Setting up a private limited company is a popular choice among entrepreneurs in India due to its flexibility, limited liability, and professional credibility. However, understanding the process of private limited firm registration is essential to ensure a smooth start for your business.
Here is a comprehensive guide to help you navigate the registration process, its benefits, and legal requirements.
What Is a Private Limited Firm?
A private limited firm is a business entity registered under the Companies Act, 2013. It is privately held and has limited liability, meaning the shareholders’ responsibility for the company’s debts is restricted to the value of their shares.
This structure is ideal for startups, small businesses, and growing enterprises as it offers a balance between operational flexibility and legal compliance.
Key Benefits of Private Limited Firm Registration
- Limited Liability Protection: Shareholders are not personally responsible for the company’s debts beyond their shareholding.
- Separate Legal Entity: The company is distinct from its owners, enabling it to own assets, enter into contracts, and sue or be sued in its name.
- Ease of Raising Capital: A private limited firm can raise funds from investors, venture capitalists, and banks, making it suitable for scaling businesses.
- Credibility and Trust: Registered firms gain higher trust from customers, investors, and partners compared to unregistered entities.

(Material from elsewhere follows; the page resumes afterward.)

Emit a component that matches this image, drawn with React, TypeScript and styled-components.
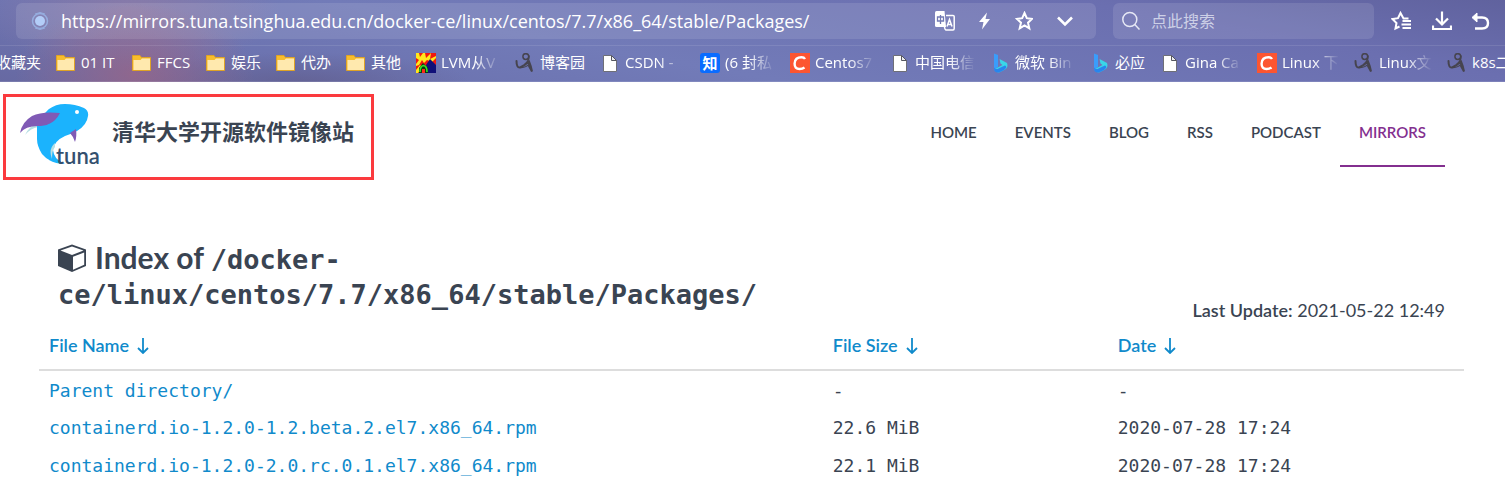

- Continuity: The firm remains operational even if the ownership changes due to the transfer of shares.
Steps for Private Limited Firm Registration
The process of private limited firm registration involves several stages, which can be summarized as follows:
1. Obtain Digital Signature Certificate (DSC)
The first step is to procure a DSC for all directors and shareholders. This is mandatory for digitally signing forms submitted to the Ministry of Corporate Affairs (MCA).
2. Apply for Director Identification Number (DIN)
Every director must have a DIN, which is a unique identification number issued by the MCA.
3. Name Reservation
Choose a unique name for the company and submit it for approval through the RUN (Reserve Unique Name) service on the MCA portal. Ensure the name complies with naming guidelines to avoid rejection.
4. Prepare and File Incorporation Documents
Prepare essential documents such as:
- Memorandum of Association (MoA) outlining the company’s objectives.
- Articles of Association (AoA) defining operational rules.
- Form INC-9 (declaration by directors).
These documents must be filed along with Form SPICe+ (Simplified Proforma for Incorporating Company Electronically Plus) on the MCA portal.
5. PAN and TAN Application
Apply for the company’s Permanent Account Number (PAN) and Tax Deduction and Collection Account Number (TAN) through the same SPICe+ form.
6. Certificate of Incorporation
Upon verification of the documents, the Registrar of Companies (RoC) issues the Certificate of Incorporation, marking the official establishment of the private limited firm.
Post-Registration Compliance
After completing the private limited firm registration, companies must adhere to ongoing compliance requirements, such as:
- Maintaining statutory registers and books of accounts.
- Filing annual returns and financial statements with the RoC.
- Holding annual general meetings (AGMs).
- Complying with tax and GST regulations.
Conclusion
Registering a private limited firm is a critical step toward building a legally recognized and credible business. While the process of private limited firm registration may seem complex, understanding the steps and benefits makes it manageable. With the right guidance and resources, you can establish your company and set it on the path to success.
Whether you’re a startup or a growing business, this legal structure provides the foundation you need for operational efficiency, financial growth, and long-term stability. Start your journey today with proper planning and compliance!